What the task asks → Return precisely the span of lines from the top of the material below to the line containing "h-screen flex-col overflow-hidden", both included. Pictures are excluded.

>> START Records shown

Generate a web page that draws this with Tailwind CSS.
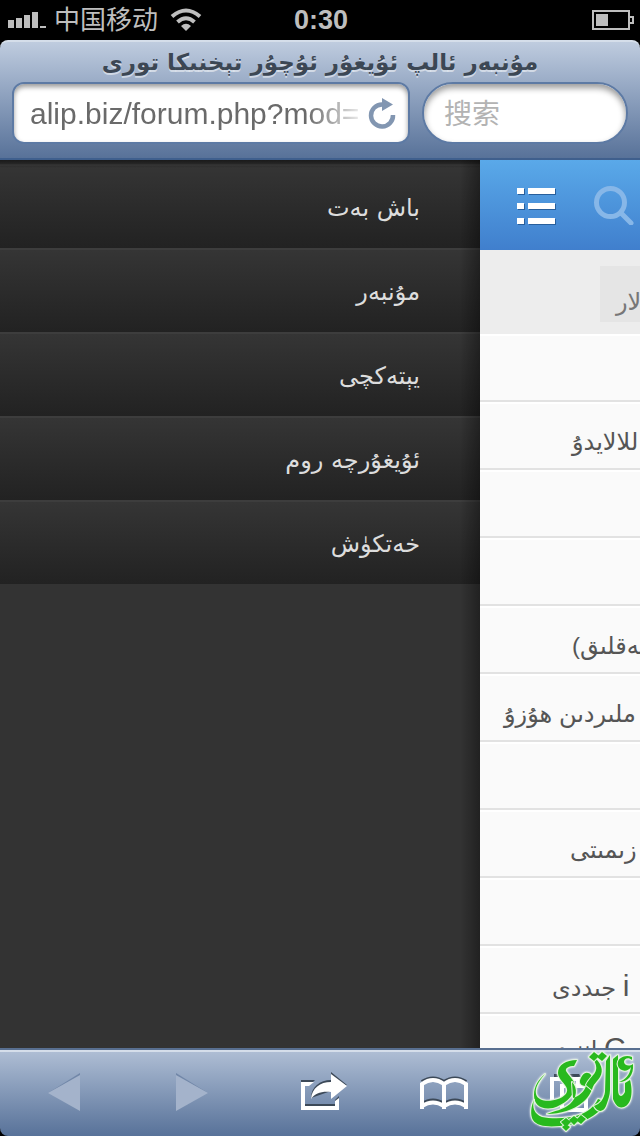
<!DOCTYPE html>
<html lang="ug">
<head>
<meta charset="utf-8">
<meta name="viewport" content="width=device-width, initial-scale=1">
<title>مۇنبەر</title>
<script src="https://cdn.jsdelivr.net/npm/@tailwindcss/browser@4"></script>
</head>
<body class="bg-black">
<div class="flex h-screen flex-col overflow-hidden font-['Liberation_Sans','DejaVu_Sans','Noto_Sans_CJK_SC',sans-serif]">

  <div class="grid h-10 shrink-0 grid-cols-[1fr_auto_1fr] items-center pr-1.5 pl-2 text-[#bebebe]">
    <div class="flex items-center gap-2">
      <svg class="h-4 w-[38px]" viewBox="0 0 38 16" fill="#bebebe" aria-hidden="true"><path d="M0 8h6v8H0zM8 6h6v10H8zM16 3h6v13h-6zM24 0h6v16h-6zM32 14h6v2h-6z"/></svg>
      <span class="text-[26px] leading-10">中国移动</span>
      <svg class="ml-1 h-6 w-8" viewBox="0 0 32 24" fill="none" stroke="#bebebe" stroke-width="4" aria-hidden="true"><path d="M2 8.500Q16-3.500 30 8.500M7.500 14Q16 6.500 24.500 14"/><path d="M11 18Q16 13.500 21 18L16 23Z" fill="#bebebe" stroke="none"/></svg>
    </div>
    <span class="text-[27px] font-bold leading-10">0:30</span>
    <svg class="h-5 w-[42px] justify-self-end" viewBox="0 0 42 20" aria-hidden="true"><path d="M1 1h36v18H1zM37 7h4v6h-4z" fill="none" stroke="#bebebe" stroke-width="2"/><path d="M4 4h12v12H4z" fill="#bebebe"/></svg>
  </div>

  <header class="h-[120px] shrink-0 rounded-t-lg border-t-2 border-b-2 border-t-[#d5deea] border-b-[#3f5f8d] bg-linear-to-b from-[#bfccdf] to-[#587299] px-3">
    <h1 dir="rtl" class="h-10 text-center font-['DejaVu_Sans',sans-serif] text-[23px] font-bold leading-10 text-[#3c4754] [text-shadow:0_2px_0_#ffffff80]">مۇنبەر ئالپ ئۇيغۇر ئۇچۇر تېخنىكا تورى</h1>
    <form class="flex gap-3">
      <div class="flex h-[62px] min-w-0 flex-1 items-center rounded-xl border-2 border-[#5d7aa4] bg-white pr-3 pl-4 shadow-[inset_0_3px_5px_#00000066]">
        <input type="text" aria-label="Address" value="alip.biz/forum.php?mod=" class="min-w-0 flex-1 bg-transparent text-[30px] text-[#6a6a6a] outline-none [mask-image:linear-gradient(to_right,#000_82%,transparent)]">
        <button type="button" aria-label="Reload" class="h-8 w-7"><svg class="h-8 w-7" viewBox="0 0 28 32" aria-hidden="true"><path d="M17 7.500H14A11 11 0 1 0 25 18" fill="none" stroke="#8296b1" stroke-width="4.500"/><path d="M14 1l11 6.500L14 14z" fill="#8296b1"/></svg></button>
      </div>
      <input type="search" aria-label="搜索" placeholder="搜索" class="h-[62px] w-[206px] rounded-full border-2 border-[#5d7aa4] bg-white px-5 pt-1 text-[28px] outline-none shadow-[inset_0_4px_6px_#00000066] placeholder:text-[#b3b3b3]">
    </form>
  </header>

  <main class="grid min-h-0 flex-1 grid-cols-[3fr_1fr] overflow-hidden">
    <nav class="relative bg-[#333] pt-1 font-['DejaVu_Sans',sans-serif] text-[24px] text-[#ddd]">
      <ul dir="rtl">
        <li><a href="#" class="block h-[84px] border-t-2 border-[#3d3d3d] bg-linear-to-b from-[#353535] to-[#222] pr-[60px] leading-[84px]">باش بەت</a></li>
        <li><a href="#" class="block h-[84px] border-t-2 border-[#3d3d3d] bg-linear-to-b from-[#353535] to-[#222] pr-[60px] leading-[84px]">مۇنبەر</a></li>
        <li><a href="#" class="block h-[84px] border-t-2 border-[#3d3d3d] bg-linear-to-b from-[#353535] to-[#222] pr-[60px] leading-[84px]">يېتەكچى</a></li>
        <li><a href="#" class="block h-[84px] border-t-2 border-[#3d3d3d] bg-linear-to-b from-[#353535] to-[#222] pr-[60px] leading-[84px]">ئۇيغۇرچە روم</a></li>
        <li><a href="#" class="block h-[84px] border-t-2 border-[#3d3d3d] bg-linear-to-b from-[#353535] to-[#222] pr-[60px] leading-[84px]">خەتكۈش</a></li>
      </ul>
      <div class="absolute inset-x-0 top-0 h-2 bg-linear-to-b from-black/50 to-transparent"></div>
      <div class="absolute inset-y-0 right-0 w-5 bg-linear-to-r from-transparent to-black/35"></div>
    </nav>

    <section class="min-w-0 overflow-hidden bg-[#fafafa] font-['Liberation_Sans','DejaVu_Sans',sans-serif] text-[24px] text-[#555]">
      <div class="flex h-[90px] items-center gap-[38px] bg-linear-to-b from-[#5aa9e9] to-[#407fcd] pl-9">
        <button type="button" aria-label="Menu" class="shrink-0"><svg class="h-10 w-10" viewBox="0 0 40 40" aria-hidden="true"><path d="M2 4h7v6H2zM13 4h27v6H13zM2 19h7v6H2zM13 19h27v6H13zM2 34h7v6H2zM13 34h27v6H13z" fill="#285f9c"/><path d="M1 3h7v6H1zM12 3h27v6H12zM1 18h7v6H1zM12 18h27v6H12zM1 33h7v6H1zM12 33h27v6H12z" fill="#fff"/></svg></button>
        <button type="button" aria-label="Search" class="shrink-0"><svg class="h-10 w-10" viewBox="0 0 40 40" fill="none" stroke="#87b7e8" aria-hidden="true"><circle cx="16.500" cy="17.500" r="14" stroke-width="5"/><path d="M27 28l10 10" stroke-width="5" stroke-linecap="round"/></svg></button>
      </div>
      <div class="h-[84px] bg-[#ededed] py-4 pl-[120px]">
        <a href="#" class="block h-14 bg-[#e5e5e5] pl-4 leading-[72px] text-[#777]"><span dir="rtl" class="inline-block whitespace-nowrap">لار</span></a>
      </div>
      <ul class="whitespace-nowrap leading-[76px]">
        <li class="h-[68px] border-y-2 border-t-white border-b-[#e2e2e2]"></li>
        <li class="h-[68px] border-y-2 border-t-white border-b-[#e2e2e2] pl-[92px]"><a href="#" dir="rtl" class="inline-block">للالايدۇ</a></li>
        <li class="h-[68px] border-y-2 border-t-white border-b-[#e2e2e2]"></li>
        <li class="h-[68px] border-y-2 border-t-white border-b-[#e2e2e2]"></li>
        <li class="h-[68px] border-y-2 border-t-white border-b-[#e2e2e2] pl-[92px]"><a href="#" dir="rtl" class="inline-block">ىەقلىق)</a></li>
        <li class="h-[68px] border-y-2 border-t-white border-b-[#e2e2e2] pl-6"><a href="#" dir="rtl" class="inline-block">ملىردىن ھۇزۇ</a></li>
        <li class="h-[68px] border-y-2 border-t-white border-b-[#e2e2e2]"></li>
        <li class="h-[68px] border-y-2 border-t-white border-b-[#e2e2e2] pl-[90px]"><a href="#" dir="rtl" class="inline-block">زىمىتى</a></li>
        <li class="h-[68px] border-y-2 border-t-white border-b-[#e2e2e2]"></li>
        <li class="h-[68px] border-y-2 border-t-white border-b-[#e2e2e2] pl-[72px]"><a href="#" dir="rtl" class="inline-block"><span class="text-[30px]">i</span> جىددى</a></li>
        <li class="h-[68px] border-t-2 border-t-white pl-[52px] leading-[64px]"><a href="#" dir="rtl" class="inline-block"><span class="text-[30px]">C</span> اننىدىن</a></li>
      </ul>
    </section>
  </main>

  <footer class="relative grid h-[88px] shrink-0 grid-cols-5 items-center rounded-b-lg border-t-2 border-[#586f90] bg-linear-to-b from-[#b0bfd5] to-[#587299] shadow-[inset_0_2px_0_#d5deea]">
    <button type="button" aria-label="Back" class="justify-self-center"><svg class="h-10 w-8" viewBox="0 0 32 40" aria-hidden="true"><path d="M0 20L32 0v4z" fill="#7187a8"/><path d="M0 20L32 2v36z" fill="#a4b3cb"/></svg></button>
    <button type="button" aria-label="Forward" class="justify-self-center"><svg class="h-10 w-8" viewBox="0 0 32 40" aria-hidden="true"><path d="M32 20L0 0v4z" fill="#7187a8"/><path d="M32 20L0 2v36z" fill="#a4b3cb"/></svg></button>
    <button type="button" aria-label="Share" class="mb-1 ml-2 justify-self-center"><svg class="h-10 w-12" viewBox="0 0 48 40" aria-hidden="true"><g fill="#3c4958"><path d="M1 9h14l-4 4H1zM5 33h30v2H5zM35 29l4-4v3l-4 4z"/><path d="M11 27C11 16 20 9 31 9V1l16 13-16 6z"/></g><path d="M1 11h13l-5 4H5v20h30v-5l4-3v12H1z" fill="#fff"/><path d="M11 28C12 17 20 11 31 11V3l16 12-16 13v-7C22 20 15 22 11 28z" fill="#fff"/></svg></button>
    <button type="button" aria-label="Bookmarks" class="mr-2 justify-self-center"><svg class="h-10 w-[50px]" viewBox="0 0 50 40" fill="none" stroke-width="4" aria-hidden="true"><path d="M3 9Q14 2 25 9Q36 2 47 9M3 31Q14 24 25 31Q36 24 47 31" stroke="#3c4958"/><path d="M3 36V11Q14 3 25 11Q36 3 47 11V36M25 10v26M3 33Q14 26 25 33Q36 26 47 33" stroke="#fff"/></svg></button>
    <button type="button" aria-label="Pages" class="mr-4 justify-self-center"><svg class="h-10 w-10" viewBox="0 0 40 40" fill="none" stroke-width="4" aria-hidden="true"><path d="M6 3h24l2 3" stroke="#3c4958"/><path d="M10 28H4V6h26v5M14 13h24v24H14z" stroke="#fff"/></svg></button>
    <svg role="img" aria-label="ئالىپ تورى" class="absolute right-0 bottom-0 h-[90px] w-[114px] drop-shadow-[0_0_1px_#fff]" viewBox="0 0 114 90">
      <g fill="#28b91e" stroke="#e2f4dc" stroke-width="2" paint-order="stroke" stroke-linejoin="round">
        <path d="M19 28C11 37 9 43 10 48C12 56 24 56 32 53C38 51 42 47 41 43C40 38 32 33 32 27C32 19 40 14 51 14L48 20C43 20 39 22 40 25C42 29 49 34 49 41C48 51 37 59 27 62C15 64 8 59 8 49C8 40 13 33 19 28z"/>
        <path d="M8 54C6 61 8 68 16 71C25 73 42 73 53 69C62 66 69 60 72 53L80 56C74 68 58 77 42 79C28 81 12 82 7 74C4 69 5 60 8 54z"/>
        <path d="M46 36C52 42 51 52 44 58C37 64 28 65 21 68C34 68 48 64 57 56C64 50 68 42 67 34C66 27 60 24 56 30C52 36 54 40 60 40C58 46 53 50 47 52z"/>
        <path d="M68 11C75 17 78 24 74 31C71 36 67 38 66 44L60 39C63 32 69 29 70 24Q71 19 68 15z"/>
        <path d="M80 15L84 9V44C84 49 82 54 80 60C77 67 71 66 68 60C74 58 78 53 79 46z"/>
        <path d="M87 13L92 9V44C92 51 96 52 99 46V37L104 34C107 45 106 58 98 61C92 63 89 58 87 53z"/>
        <path d="M106 11C98 8 90 13 92 20C94 25 101 27 105 21C104 29 99 34 93 36C102 36 108 29 107 18C103 21 98 19 98 16C98 12 103 11 106 14z"/>
        <path d="M68 6l5 4-5 5-5-4zM76 6l5 4-5 5-5-4zM40 72l5 4-5 5-5-5zM48 70l5 4-5 5-5-5zM55 69l5 4-5 5-5-4zM40 78l4 3-4 4-4-4z"/>
      </g>
    </svg>
  </footer>
</div>
</body>
</html>
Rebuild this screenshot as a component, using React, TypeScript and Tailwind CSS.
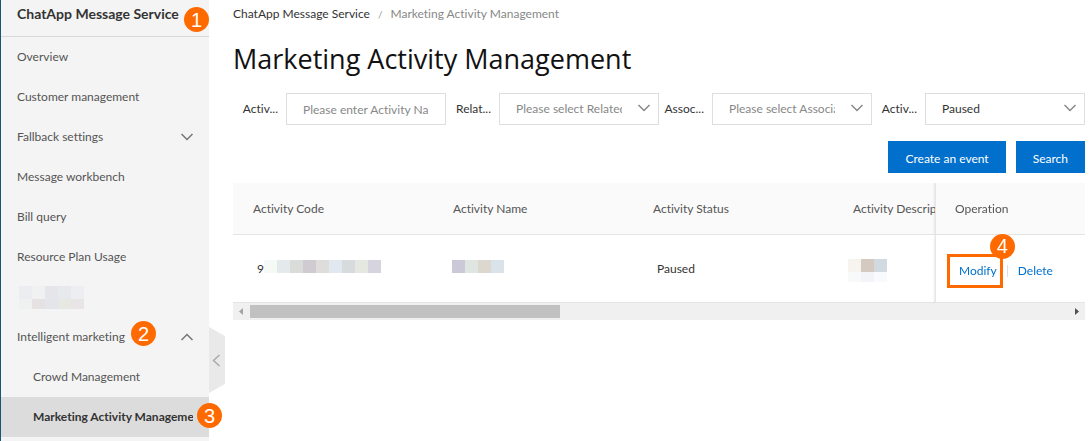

>> END Records shown

Problem solution →
Generate a web page that draws this with Tailwind CSS.
<!DOCTYPE html>
<html lang="ug">
<head>
<meta charset="utf-8">
<meta name="viewport" content="width=device-width, initial-scale=1">
<title>مۇنبەر</title>
<script src="https://cdn.jsdelivr.net/npm/@tailwindcss/browser@4"></script>
</head>
<body class="bg-black">
<div class="flex h-screen flex-col overflow-hidden font-['Liberation_Sans','DejaVu_Sans','Noto_Sans_CJK_SC',sans-serif]">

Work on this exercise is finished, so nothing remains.